Addressing reporters on the street, Warren tied her housing plan – which is derived from her American Housing and Economic Mobility Act legislation -- to other proposals, like expanding health care and infrastructure spending.

“I know there's a lot that goes into making a community work and one of the things I've been talking about with (state Sen. Simmons) is money for rehabilitating housing, money to build new houses,” Warren said on Monday. “I see a lot of gaps and spaces, but we've also put money in this bill to help out making a community work.”

Robert Sanders, a city alderman in Ward 2, dropped back from the throng of reporters as the tour concluded and made its way into Simmons’ popular restaurant, which had been featured on the late Anthony Bourdain’s “Parts Unknown.” Sanders said he was glad that Warren visited the Delta and not, as other candidates had in the past, stuck only to larger cities like Jackson.

He also made the point that issues facing the families in the neighborhood aren’t a creation of the Trump era.
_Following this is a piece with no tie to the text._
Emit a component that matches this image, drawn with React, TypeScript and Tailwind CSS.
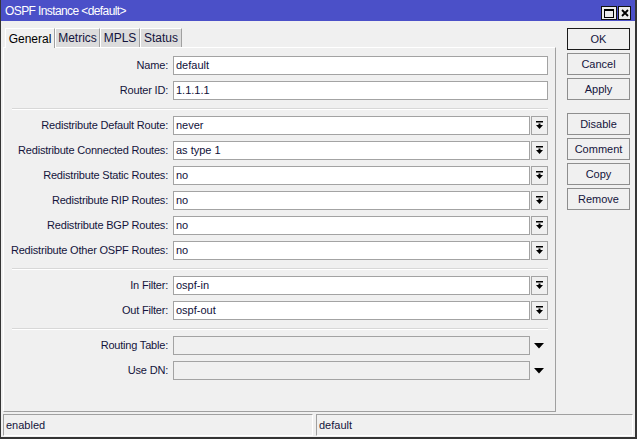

Public investments “that could be vital here is being placed in other areas, but not specifically the Mississippi Delta," Sanders said. "But there was need before Donald Trump took office, as well. We just need to make sure we're prioritized."

7:58 p.m. ET, March 18, 2019

Elizabeth Warren to face voters tonight at a CNN Presidential Town Hall

Scott Olson/Getty Images
Scott Olson/Getty Images

Democratic Sen. Elizabeth Warren will soon face questions at a live CNN town hall tonight in Jackson Mississippi.

The town hall, moderated CNN's Jake Tapper, starts at 9 p.m. ET at Jackson State University.

Earlier today, Warren toured an impoverished neighborhood in Cleveland, Mississippi, CNN's MJ Lee reported.

Lee noted that the visit is "one way to remind voters that she has a housing plan to address the housing crisis."

Warren is fighting to stand out among the growing group of Democratic candidates running for president in 2020. She and Sen. Bernie Sanders, who ran for president in 2016, have both rolled out incredibly similar campaigns and proposed policies.